The main reasons we were dipping into Ranger were for the Track feat and for bow proficiency. I was a little concerned it might put her a bit behind the power curve, so perhaps I'll reconsider the build. We'll have to put off Augment Summoning until level three, but more spells, moving up her animal companion, and getting her one step closer to wild shape might be worth it. I'll have to see what I can do with that.

You could make her an elf, and then burn one feat on track. That is exactly what I did with my last druid.


It sounds like you have feats covered well - augment, natural spell, but meta-quicken means prepping a very high level spell slot to save a casting time.

Look for feats that will carry into her new forms, since her physical stats will change frequently. Improved Init, Dodge, and Evasion come to mind.

Warshaper Pc from Complete Warrior is awesome. If she goes that route she will need to summon less. But it might be contrary to a ranged style. Summons are more in sync with archery.

A Druid X/Ranger is a powerful build. I have one. Gestalt on top of it. Druid 15/Ranger 10/Warshaper 5. It challenges the DM a lot, so I'm close to retirement.

RPG Superstar 2012 Top 32

I played an elf druid archer, and had a wardog (riding dog) animal companion, so I just let him Track for me.

He was extremely versatile. He had the 2nd best AC of the party (1st was his dog!), could tank, heal, battlefield control, blast, summon, use diplomacy, scout (close to max Listen/Spot with awesome Wis), translator (spent points on all the elemental languages), transporter (via plant spells and/or mass polymorphing everyone into birds), buff, dispel (I took Improved Counterspell--and it saved our bacon A LOT! I lost a flame strike to counter a fireball, lightning bolt, etc.).
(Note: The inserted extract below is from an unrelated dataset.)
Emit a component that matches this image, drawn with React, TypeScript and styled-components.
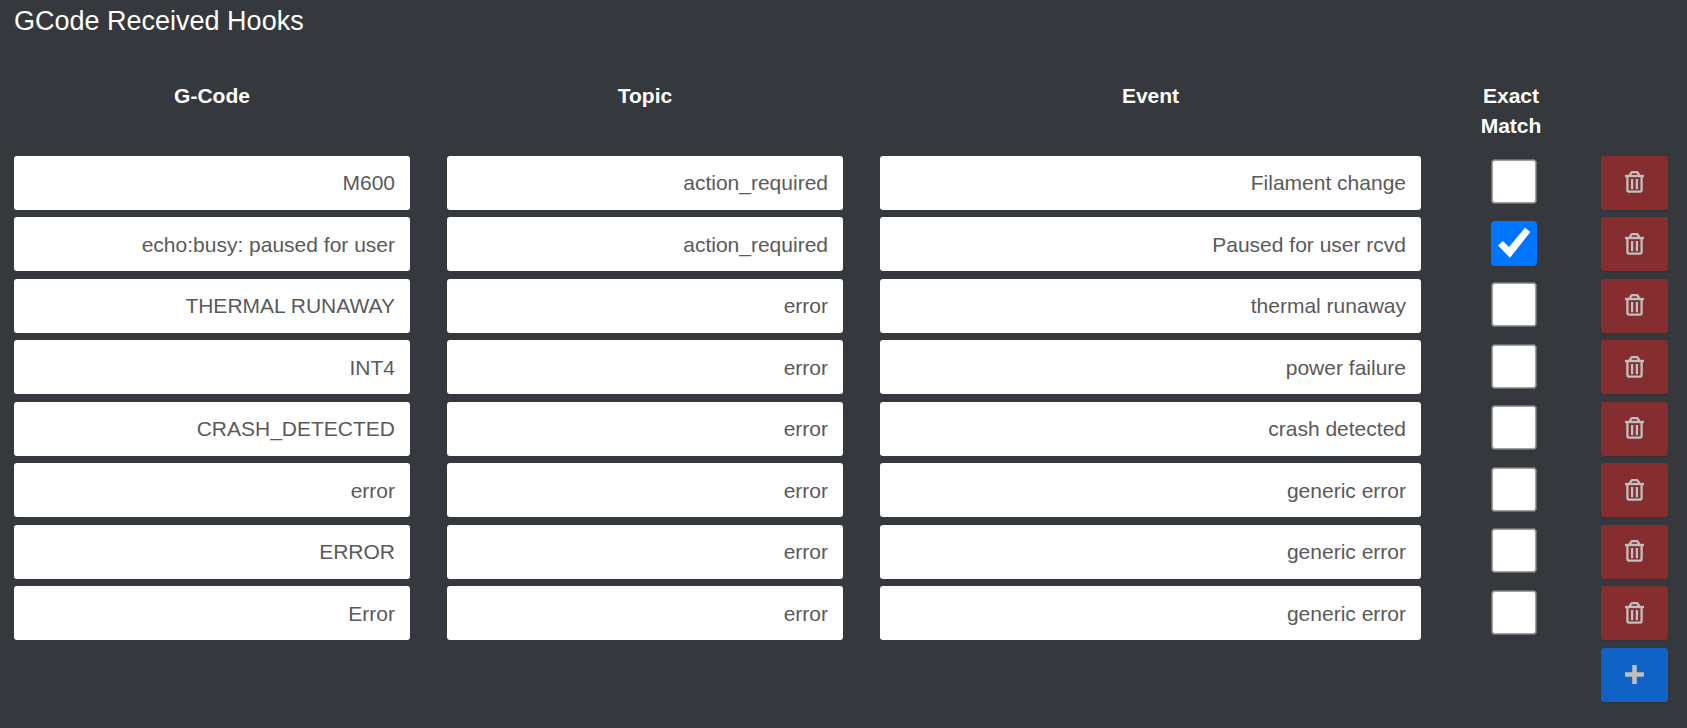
import React from "react";
import styled, { createGlobalStyle } from "styled-components";

const GlobalStyle = createGlobalStyle`
  * { box-sizing: border-box; }
  body {
    margin: 0;
    background: #35383c;
    color: #fff;
    font-family: "Liberation Sans", Arial, sans-serif;
    font-size: 21px;
    line-height: 30px;
  }
`;

const Page = styled.main`
  min-height: 728px;
  padding: 6px 19px 0 14px;
`;

const Title = styled.h3`
  margin: 0 0 45px;
  font-size: 27px;
  font-weight: 400;
  line-height: 30px;
`;

const Row = styled.div`
  display: grid;
  grid-template-columns: 396px 396px 541px 106px 67px;
  column-gap: 37px;
`;

const HeaderRow = styled(Row)`
  margin-bottom: 14.9px;
  font-weight: 700;
  text-align: center;
`;

const Rows = styled.div`
  display: flex;
  flex-direction: column;
  gap: 7.5px;
`;

const Field = styled.div`
  height: 54px;
  padding: 12.4px 15px 0;
  border-radius: 3px;
  background: #fff;
  color: #5a5a5a;
  text-align: right;
  white-space: nowrap;
`;

const Check = styled.div<{ $on?: boolean }>`
  width: 46px;
  height: 45px;
  margin: 3.2px 0 0 33px;
  border: ${(p) => (p.$on ? "0" : "1px solid #6c6d70")};
  border-radius: 4px;
  background: ${(p) => (p.$on ? "#0075ff" : "#fff")};
  box-shadow: ${(p) => (p.$on ? "none" : "inset 0 0 0 1px #a0a0a0")};
  svg { display: block; }
`;

const Button = styled.button<{ $kind: "danger" | "primary" }>`
  display: flex;
  align-items: center;
  justify-content: center;
  grid-column: 5;
  height: 54px;
  padding: 0 0 1px 0;
  border: 0;
  border-radius: 3px;
  background: ${(p) => (p.$kind === "danger" ? "#862e2f" : "#1062c6")};
  box-shadow: 0 1px 2px rgba(0, 0, 0, 0.12);
  color: #bfc0c1;
`;

const TrashIcon = () => (
  <svg width="19" height="22" viewBox="0 0 19 22" fill="none" stroke="currentColor" strokeWidth="2.3">
    <path d="M0 5h19" />
    <path d="M4.6 4.6L6 2.1Q6.5 1.2 7.5 1.2h4q1 0 1.5.9l1.4 2.5" />
    <path d="M2.4 5v14.1q0 1.6 1.6 1.6h11q1.6 0 1.6-1.6V5" />
    <path d="M7.1 8v10.3M11.9 8v10.3" />
  </svg>
);

const PlusIcon = () => (
  <svg width="19" height="19" viewBox="0 0 19 19" fill="currentColor">
    <rect x="7.2" width="4.6" height="19" rx="0.8" />
    <rect y="7.2" width="19" height="4.6" rx="0.8" />
  </svg>
);

const hooks = [
  { code: "M600", topic: "action_required", event: "Filament change" },
  { code: "echo:busy: paused for user", topic: "action_required", event: "Paused for user rcvd", exact: true },
  { code: "THERMAL RUNAWAY", topic: "error", event: "thermal runaway" },
  { code: "INT4", topic: "error", event: "power failure" },
  { code: "CRASH_DETECTED", topic: "error", event: "crash detected" },
  { code: "error", topic: "error", event: "generic error" },
  { code: "ERROR", topic: "error", event: "generic error" },
  { code: "Error", topic: "error", event: "generic error" },
];

export default function App() {
  return (
    <Page>
      <GlobalStyle />
      <Title>GCode Received Hooks</Title>
      <HeaderRow>
        <div>G-Code</div>
        <div>Topic</div>
        <div>Event</div>
        <div>Exact<br />Match</div>
      </HeaderRow>
      <Rows>
        {hooks.map((h) => (
          <Row key={h.code}>
            <Field>{h.code}</Field>
            <Field>{h.topic}</Field>
            <Field>{h.event}</Field>
            <Check $on={h.exact} role="checkbox" aria-checked={!!h.exact}>
              {h.exact && (
                <svg width="46" height="45" viewBox="0 0 46 45">
                  <path d="M7 24.5L12 20L18 26L34 6.7L39.3 11L19 36.8Z" fill="#fff" />
                </svg>
              )}
            </Check>
            <Button $kind="danger" aria-label="Delete"><TrashIcon /></Button>
          </Row>
        ))}
        <Row>
          <Button $kind="primary" aria-label="Add"><PlusIcon /></Button>
        </Row>
      </Rows>
    </Page>
  );
}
But the key was to have all your regular wildshapes FULLY statted, all your common summons FULLY statted, including any normal buffs (Augment Summoning, Bull Str, Magic Fang, etc.).

Playing a druid is like playing 3 or more characters at once (the actual druid, her animal companion, and the summoned nasties), so be prepared because your turn is going to take really long in combat, and you don't want combat to grind to a halt because you're so complex. It may not always make the most tactical sense, but it really speeds up combat if you just summon 1 big critter instead of 1d3 or 1d4+1 lesser critters, especially if they all have claw/claw/bite/rake/rake/cleave.


Celestial Healer wrote:


You could make her an elf, and then burn one feat on track. That is exactly what I did with my last druid.

Funny story that. If you are interested in the gory interpersonal details they are spoilered below.

Spoiler:
As I mentioned above, this is the very first time my wife has ever played. She came to me unbidden wanting to play in a new campaign we were starting. Needless to say, I was thrilled!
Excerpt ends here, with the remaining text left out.